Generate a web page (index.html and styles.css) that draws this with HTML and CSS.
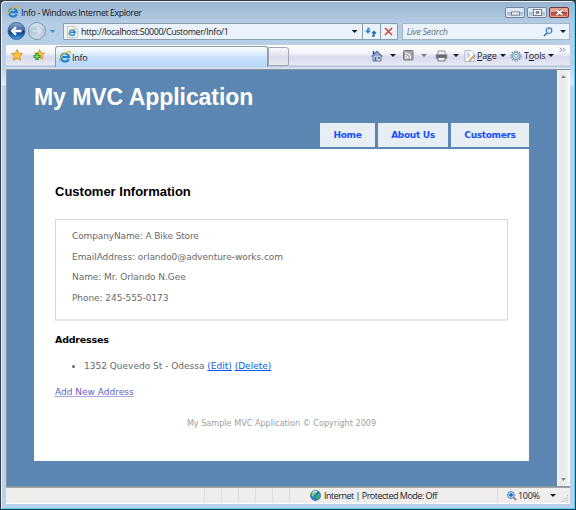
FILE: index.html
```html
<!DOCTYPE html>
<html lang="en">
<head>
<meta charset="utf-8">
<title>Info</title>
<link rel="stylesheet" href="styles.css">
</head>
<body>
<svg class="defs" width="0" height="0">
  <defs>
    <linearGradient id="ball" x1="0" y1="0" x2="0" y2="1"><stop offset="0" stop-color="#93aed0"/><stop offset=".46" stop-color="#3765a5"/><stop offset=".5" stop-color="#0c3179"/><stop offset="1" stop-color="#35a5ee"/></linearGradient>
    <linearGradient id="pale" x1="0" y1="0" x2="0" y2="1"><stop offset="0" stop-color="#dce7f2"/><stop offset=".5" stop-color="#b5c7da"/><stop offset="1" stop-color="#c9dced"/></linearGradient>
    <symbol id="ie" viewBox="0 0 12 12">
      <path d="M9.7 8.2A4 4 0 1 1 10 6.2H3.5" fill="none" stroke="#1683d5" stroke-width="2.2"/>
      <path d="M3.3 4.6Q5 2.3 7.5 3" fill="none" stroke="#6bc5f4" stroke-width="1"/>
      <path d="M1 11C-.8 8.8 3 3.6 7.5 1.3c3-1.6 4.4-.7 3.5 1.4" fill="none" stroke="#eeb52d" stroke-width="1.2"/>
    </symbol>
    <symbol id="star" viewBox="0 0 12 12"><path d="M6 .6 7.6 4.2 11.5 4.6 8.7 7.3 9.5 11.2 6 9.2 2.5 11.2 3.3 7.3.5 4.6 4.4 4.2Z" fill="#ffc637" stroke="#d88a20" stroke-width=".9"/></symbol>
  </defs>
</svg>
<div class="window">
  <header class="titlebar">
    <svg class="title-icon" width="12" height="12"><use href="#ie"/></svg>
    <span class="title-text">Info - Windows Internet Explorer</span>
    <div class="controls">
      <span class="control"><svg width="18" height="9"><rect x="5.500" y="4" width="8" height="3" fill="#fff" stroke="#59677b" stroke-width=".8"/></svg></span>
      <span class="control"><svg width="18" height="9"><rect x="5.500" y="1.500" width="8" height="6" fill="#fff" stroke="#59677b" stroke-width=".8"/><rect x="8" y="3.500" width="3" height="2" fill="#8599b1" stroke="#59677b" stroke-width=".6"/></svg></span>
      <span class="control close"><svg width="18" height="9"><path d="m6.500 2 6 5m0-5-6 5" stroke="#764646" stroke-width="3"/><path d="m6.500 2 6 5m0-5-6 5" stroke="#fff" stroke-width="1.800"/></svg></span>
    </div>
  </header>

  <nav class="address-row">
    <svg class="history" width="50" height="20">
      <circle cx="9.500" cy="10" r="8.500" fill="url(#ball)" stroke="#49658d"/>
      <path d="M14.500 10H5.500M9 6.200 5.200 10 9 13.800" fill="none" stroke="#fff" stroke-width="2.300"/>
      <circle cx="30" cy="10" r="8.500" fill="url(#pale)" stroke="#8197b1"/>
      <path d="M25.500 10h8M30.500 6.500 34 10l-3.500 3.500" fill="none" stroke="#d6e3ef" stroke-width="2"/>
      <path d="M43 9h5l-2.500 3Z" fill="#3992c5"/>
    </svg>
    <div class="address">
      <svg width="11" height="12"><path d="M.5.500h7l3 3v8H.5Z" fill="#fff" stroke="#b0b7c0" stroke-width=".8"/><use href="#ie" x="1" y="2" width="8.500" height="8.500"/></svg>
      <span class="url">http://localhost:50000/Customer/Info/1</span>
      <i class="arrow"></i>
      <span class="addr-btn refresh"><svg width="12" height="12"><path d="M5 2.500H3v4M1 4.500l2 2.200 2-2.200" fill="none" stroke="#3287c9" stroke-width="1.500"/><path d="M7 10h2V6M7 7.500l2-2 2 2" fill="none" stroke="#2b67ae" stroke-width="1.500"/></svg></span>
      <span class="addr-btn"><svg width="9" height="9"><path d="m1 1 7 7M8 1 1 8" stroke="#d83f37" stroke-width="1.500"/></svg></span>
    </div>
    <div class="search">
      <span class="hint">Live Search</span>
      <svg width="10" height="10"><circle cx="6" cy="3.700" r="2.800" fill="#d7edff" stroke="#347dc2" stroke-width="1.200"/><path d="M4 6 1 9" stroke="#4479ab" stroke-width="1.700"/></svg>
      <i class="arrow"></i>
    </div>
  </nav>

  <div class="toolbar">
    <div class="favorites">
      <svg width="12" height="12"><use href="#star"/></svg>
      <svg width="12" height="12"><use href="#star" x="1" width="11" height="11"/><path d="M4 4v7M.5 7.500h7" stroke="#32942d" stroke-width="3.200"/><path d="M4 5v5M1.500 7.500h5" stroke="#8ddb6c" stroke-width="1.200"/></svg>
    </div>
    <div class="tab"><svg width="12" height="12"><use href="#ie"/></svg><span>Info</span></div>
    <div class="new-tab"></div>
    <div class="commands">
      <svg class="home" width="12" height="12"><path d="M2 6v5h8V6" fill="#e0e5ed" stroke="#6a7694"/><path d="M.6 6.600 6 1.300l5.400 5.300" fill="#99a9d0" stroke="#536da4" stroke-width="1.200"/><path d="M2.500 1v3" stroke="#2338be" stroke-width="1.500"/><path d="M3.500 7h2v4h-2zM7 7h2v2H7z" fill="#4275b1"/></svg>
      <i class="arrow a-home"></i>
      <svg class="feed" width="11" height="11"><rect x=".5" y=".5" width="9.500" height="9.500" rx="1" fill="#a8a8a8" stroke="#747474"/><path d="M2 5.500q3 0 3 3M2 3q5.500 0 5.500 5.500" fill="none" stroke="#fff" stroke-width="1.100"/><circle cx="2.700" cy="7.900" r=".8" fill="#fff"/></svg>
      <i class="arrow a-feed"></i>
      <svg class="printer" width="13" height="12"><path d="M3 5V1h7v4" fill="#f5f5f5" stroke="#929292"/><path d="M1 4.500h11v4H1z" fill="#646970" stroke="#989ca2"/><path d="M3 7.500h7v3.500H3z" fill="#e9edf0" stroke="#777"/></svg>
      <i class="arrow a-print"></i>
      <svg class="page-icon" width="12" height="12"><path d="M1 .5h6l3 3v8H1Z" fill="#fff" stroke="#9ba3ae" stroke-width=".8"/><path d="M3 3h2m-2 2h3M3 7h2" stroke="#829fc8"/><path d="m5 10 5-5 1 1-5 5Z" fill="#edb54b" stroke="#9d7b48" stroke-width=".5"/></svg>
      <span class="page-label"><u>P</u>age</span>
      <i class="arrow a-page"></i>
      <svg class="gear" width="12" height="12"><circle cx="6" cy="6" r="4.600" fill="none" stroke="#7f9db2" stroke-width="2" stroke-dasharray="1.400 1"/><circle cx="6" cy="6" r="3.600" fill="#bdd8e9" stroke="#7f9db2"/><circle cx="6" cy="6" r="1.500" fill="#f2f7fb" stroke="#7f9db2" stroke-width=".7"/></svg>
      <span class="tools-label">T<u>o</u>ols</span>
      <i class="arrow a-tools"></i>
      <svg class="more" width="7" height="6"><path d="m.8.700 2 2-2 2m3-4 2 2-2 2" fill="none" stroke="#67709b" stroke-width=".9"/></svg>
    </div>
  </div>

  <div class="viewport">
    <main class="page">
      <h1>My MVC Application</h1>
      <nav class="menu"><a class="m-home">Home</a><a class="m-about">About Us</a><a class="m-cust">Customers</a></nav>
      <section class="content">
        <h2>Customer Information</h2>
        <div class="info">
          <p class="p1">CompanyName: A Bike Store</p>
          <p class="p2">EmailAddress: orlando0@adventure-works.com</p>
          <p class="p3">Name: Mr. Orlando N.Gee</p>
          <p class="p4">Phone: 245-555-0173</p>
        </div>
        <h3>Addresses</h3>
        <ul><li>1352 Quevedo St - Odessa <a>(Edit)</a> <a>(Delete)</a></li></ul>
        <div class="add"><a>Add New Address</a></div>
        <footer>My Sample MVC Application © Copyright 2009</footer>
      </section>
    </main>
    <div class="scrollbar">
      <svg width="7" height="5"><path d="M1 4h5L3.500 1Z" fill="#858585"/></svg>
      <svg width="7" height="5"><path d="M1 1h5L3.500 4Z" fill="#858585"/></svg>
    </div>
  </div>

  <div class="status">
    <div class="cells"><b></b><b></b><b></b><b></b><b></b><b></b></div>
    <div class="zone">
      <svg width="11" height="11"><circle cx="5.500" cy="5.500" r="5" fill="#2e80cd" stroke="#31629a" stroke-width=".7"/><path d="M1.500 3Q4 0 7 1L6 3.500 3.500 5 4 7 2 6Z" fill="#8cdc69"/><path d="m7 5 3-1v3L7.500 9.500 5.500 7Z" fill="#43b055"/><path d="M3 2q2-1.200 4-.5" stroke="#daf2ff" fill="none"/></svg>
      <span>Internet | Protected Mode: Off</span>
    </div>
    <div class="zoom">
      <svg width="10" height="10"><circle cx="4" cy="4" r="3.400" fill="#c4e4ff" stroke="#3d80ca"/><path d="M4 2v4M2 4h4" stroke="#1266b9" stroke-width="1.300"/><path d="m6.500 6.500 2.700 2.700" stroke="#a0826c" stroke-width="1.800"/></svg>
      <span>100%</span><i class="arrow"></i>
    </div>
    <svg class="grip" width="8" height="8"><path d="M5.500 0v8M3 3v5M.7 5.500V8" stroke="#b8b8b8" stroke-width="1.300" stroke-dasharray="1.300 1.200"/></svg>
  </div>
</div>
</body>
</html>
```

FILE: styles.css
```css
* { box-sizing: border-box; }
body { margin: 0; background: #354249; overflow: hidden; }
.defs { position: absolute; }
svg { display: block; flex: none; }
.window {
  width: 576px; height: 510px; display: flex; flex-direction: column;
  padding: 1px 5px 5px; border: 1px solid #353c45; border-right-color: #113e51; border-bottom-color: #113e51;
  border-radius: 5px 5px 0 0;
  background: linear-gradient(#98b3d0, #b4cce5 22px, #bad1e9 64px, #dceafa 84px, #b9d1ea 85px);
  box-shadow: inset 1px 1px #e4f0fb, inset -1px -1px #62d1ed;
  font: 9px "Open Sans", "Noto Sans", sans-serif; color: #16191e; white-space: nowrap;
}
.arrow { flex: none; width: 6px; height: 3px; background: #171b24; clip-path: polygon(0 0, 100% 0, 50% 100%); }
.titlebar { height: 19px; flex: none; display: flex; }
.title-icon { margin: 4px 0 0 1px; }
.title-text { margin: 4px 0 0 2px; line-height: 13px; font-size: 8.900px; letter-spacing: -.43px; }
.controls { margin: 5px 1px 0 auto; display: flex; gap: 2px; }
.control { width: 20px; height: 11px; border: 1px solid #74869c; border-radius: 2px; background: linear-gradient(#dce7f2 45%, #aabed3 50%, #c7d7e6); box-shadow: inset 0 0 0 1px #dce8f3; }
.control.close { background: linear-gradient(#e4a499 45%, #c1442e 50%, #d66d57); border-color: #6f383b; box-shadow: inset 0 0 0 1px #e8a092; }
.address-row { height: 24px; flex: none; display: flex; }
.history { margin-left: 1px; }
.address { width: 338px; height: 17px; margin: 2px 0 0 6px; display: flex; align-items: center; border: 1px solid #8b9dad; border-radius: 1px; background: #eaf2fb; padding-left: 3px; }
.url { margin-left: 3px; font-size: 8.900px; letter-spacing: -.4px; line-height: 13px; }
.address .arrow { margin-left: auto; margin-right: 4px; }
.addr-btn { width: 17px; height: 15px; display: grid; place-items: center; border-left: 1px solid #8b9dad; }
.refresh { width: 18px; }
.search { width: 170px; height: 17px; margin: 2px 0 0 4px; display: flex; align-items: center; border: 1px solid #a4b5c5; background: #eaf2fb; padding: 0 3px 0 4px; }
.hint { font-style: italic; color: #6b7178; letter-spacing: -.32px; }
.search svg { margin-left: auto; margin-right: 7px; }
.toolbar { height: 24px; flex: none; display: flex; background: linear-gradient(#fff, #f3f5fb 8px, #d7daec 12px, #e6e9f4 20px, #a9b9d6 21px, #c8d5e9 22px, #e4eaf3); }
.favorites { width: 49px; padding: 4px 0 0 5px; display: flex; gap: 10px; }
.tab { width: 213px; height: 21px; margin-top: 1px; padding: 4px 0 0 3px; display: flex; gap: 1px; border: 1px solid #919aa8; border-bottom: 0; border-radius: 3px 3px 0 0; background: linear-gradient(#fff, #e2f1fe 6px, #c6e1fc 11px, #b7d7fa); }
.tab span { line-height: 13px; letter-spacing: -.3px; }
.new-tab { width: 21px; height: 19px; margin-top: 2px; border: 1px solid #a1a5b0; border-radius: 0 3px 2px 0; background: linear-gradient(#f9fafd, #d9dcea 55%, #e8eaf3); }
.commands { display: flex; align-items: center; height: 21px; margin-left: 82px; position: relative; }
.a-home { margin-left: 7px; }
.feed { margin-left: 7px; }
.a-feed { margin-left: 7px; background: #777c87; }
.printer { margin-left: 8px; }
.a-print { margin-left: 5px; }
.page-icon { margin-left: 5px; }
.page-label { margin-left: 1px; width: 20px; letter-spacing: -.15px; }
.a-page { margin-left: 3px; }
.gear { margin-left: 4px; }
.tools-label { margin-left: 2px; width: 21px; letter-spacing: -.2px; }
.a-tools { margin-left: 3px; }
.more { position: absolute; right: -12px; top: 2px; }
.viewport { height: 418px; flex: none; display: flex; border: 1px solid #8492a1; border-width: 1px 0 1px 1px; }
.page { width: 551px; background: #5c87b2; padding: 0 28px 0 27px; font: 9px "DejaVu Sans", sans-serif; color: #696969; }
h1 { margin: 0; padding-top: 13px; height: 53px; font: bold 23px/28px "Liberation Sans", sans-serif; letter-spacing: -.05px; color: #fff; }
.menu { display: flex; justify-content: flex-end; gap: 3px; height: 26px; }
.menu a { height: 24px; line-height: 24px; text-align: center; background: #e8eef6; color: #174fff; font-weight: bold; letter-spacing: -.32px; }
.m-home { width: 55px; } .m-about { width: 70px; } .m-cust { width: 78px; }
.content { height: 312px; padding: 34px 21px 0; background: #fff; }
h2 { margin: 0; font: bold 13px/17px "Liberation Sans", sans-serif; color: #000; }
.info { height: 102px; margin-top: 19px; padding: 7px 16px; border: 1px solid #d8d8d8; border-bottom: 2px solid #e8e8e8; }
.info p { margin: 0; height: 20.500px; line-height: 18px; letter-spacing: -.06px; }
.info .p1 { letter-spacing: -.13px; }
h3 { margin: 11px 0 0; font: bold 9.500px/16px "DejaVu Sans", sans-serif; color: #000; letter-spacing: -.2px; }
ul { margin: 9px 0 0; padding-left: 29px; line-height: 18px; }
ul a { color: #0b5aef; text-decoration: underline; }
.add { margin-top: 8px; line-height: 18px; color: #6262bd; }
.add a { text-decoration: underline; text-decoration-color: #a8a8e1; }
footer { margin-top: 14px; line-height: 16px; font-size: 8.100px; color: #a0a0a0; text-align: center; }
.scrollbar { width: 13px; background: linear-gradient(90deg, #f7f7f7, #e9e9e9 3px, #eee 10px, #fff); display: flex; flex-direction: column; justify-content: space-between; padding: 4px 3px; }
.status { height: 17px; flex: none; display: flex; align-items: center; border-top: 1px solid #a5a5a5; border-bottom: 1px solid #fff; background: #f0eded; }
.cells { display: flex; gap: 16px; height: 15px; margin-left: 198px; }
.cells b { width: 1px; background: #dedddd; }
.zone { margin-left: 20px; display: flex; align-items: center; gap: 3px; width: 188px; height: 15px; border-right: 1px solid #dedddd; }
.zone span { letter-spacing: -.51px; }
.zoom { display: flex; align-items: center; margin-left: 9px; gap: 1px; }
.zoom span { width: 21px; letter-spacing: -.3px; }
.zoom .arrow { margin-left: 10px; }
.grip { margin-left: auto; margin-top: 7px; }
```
▬▬▬▬▬▬
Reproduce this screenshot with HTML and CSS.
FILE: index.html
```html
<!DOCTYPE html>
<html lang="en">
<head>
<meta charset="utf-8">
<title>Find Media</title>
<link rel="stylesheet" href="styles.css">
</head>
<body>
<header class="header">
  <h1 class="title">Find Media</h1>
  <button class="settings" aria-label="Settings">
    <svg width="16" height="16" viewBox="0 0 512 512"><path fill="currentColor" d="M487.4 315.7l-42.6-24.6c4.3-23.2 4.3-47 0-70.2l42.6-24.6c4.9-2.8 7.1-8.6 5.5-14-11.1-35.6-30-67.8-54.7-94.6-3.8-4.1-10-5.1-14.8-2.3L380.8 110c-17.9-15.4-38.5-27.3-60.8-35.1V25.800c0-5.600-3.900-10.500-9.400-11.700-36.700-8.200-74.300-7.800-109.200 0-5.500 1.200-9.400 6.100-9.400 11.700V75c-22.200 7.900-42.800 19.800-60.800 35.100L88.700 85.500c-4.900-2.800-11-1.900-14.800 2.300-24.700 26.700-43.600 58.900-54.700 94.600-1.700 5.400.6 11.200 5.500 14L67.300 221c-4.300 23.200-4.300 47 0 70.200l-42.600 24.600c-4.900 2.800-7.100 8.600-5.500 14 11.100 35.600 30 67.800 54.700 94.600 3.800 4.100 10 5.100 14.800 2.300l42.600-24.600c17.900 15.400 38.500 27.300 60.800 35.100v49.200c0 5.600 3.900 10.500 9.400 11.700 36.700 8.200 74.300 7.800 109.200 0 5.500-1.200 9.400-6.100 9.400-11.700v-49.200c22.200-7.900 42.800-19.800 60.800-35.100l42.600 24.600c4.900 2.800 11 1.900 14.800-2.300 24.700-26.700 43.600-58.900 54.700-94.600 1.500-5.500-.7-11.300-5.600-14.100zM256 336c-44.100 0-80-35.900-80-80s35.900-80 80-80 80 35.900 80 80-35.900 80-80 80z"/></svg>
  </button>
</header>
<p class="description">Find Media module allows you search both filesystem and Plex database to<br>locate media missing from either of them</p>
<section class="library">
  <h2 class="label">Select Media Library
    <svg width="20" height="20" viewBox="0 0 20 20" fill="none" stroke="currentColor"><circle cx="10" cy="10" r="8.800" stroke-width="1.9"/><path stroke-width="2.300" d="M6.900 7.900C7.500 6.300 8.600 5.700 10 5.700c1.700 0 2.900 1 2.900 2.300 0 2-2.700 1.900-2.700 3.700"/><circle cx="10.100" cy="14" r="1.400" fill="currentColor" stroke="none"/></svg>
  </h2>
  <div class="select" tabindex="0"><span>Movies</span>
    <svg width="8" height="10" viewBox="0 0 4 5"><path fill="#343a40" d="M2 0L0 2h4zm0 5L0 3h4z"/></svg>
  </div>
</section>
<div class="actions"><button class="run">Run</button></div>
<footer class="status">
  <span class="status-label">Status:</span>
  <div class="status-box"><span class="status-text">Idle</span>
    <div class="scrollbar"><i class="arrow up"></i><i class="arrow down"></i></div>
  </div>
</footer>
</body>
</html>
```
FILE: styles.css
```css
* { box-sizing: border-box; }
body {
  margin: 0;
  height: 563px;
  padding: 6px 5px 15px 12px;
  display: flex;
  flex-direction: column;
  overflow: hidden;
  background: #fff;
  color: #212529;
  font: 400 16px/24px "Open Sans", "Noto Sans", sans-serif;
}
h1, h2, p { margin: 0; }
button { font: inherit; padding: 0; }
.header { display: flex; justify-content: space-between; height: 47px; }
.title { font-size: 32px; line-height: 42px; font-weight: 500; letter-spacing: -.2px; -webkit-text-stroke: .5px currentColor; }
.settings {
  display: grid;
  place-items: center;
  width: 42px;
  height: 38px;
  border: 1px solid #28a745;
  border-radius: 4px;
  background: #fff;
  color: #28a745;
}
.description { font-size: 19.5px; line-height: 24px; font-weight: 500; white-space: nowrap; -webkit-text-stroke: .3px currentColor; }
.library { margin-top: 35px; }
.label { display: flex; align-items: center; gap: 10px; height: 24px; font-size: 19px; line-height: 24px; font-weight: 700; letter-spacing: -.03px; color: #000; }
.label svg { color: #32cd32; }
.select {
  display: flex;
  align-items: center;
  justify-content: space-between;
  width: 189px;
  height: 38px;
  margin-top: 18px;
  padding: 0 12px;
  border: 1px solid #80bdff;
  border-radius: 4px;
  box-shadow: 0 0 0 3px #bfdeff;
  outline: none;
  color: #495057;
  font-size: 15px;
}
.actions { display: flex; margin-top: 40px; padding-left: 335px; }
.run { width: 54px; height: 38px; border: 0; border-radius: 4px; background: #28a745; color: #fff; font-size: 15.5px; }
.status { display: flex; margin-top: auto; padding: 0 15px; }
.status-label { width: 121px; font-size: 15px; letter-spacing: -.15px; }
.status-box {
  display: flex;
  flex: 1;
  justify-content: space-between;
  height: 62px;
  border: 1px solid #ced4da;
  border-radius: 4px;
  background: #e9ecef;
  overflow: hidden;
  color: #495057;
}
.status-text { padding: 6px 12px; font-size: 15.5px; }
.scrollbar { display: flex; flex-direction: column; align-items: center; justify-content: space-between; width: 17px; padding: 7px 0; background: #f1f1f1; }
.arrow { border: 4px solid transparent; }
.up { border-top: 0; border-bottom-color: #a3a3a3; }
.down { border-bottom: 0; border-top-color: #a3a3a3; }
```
▬▬▬▬▬▬
● **REQUIREMENT**:
Scan the material and collect every line that contains "with".

● **EXERCISE ANSWER**:
Generate a web page (index.html and styles.css) that draws this with HTML and CSS.
Reproduce this screenshot with HTML and CSS.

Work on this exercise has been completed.